— START OF DATA PROVIDED —

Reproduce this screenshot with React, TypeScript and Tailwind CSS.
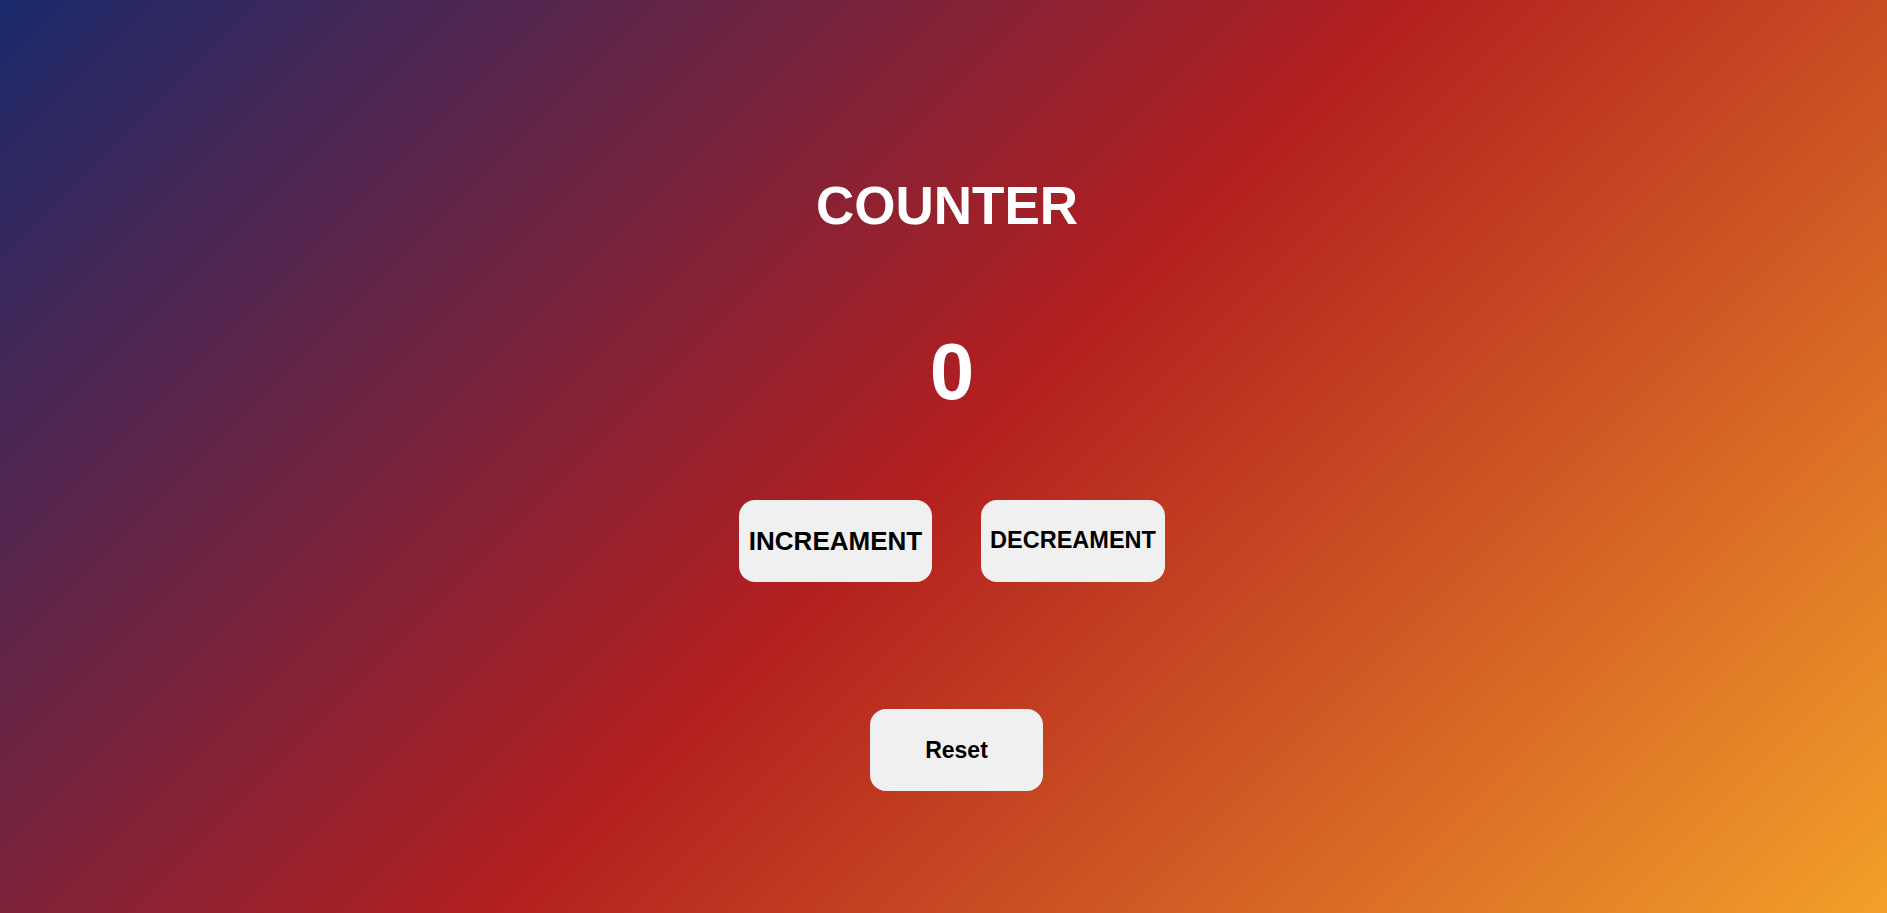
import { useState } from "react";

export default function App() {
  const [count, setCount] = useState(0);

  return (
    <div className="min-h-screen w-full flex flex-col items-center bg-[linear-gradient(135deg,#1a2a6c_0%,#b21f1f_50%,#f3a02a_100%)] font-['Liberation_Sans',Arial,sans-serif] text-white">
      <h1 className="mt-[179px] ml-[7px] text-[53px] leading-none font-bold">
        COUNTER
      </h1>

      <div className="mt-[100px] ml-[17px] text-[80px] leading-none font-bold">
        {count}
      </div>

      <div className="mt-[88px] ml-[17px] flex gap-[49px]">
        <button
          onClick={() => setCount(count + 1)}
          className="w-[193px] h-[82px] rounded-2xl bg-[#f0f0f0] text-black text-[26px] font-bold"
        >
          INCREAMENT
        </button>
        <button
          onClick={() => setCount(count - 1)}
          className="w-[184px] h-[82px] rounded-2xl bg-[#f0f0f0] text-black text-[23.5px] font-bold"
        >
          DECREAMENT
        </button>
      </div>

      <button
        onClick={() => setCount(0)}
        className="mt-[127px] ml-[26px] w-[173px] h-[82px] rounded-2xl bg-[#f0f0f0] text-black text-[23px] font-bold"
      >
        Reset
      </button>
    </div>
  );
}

— END OF DATA PROVIDED —

GIVEN INSTRUCTION -
Reproduce the full material exactly, excluding the pictures.

FULL ANSWER -
Reproduce this screenshot with React, TypeScript and Tailwind CSS.
import { useState } from "react";

export default function App() {
  const [count, setCount] = useState(0);

  return (
    <div className="min-h-screen w-full flex flex-col items-center bg-[linear-gradient(135deg,#1a2a6c_0%,#b21f1f_50%,#f3a02a_100%)] font-['Liberation_Sans',Arial,sans-serif] text-white">
      <h1 className="mt-[179px] ml-[7px] text-[53px] leading-none font-bold">
        COUNTER
      </h1>

      <div className="mt-[100px] ml-[17px] text-[80px] leading-none font-bold">
        {count}
      </div>

      <div className="mt-[88px] ml-[17px] flex gap-[49px]">
        <button
          onClick={() => setCount(count + 1)}
          className="w-[193px] h-[82px] rounded-2xl bg-[#f0f0f0] text-black text-[26px] font-bold"
        >
          INCREAMENT
        </button>
        <button
          onClick={() => setCount(count - 1)}
          className="w-[184px] h-[82px] rounded-2xl bg-[#f0f0f0] text-black text-[23.5px] font-bold"
        >
          DECREAMENT
        </button>
      </div>

      <button
        onClick={() => setCount(0)}
        className="mt-[127px] ml-[26px] w-[173px] h-[82px] rounded-2xl bg-[#f0f0f0] text-black text-[23px] font-bold"
      >
        Reset
      </button>
    </div>
  );
}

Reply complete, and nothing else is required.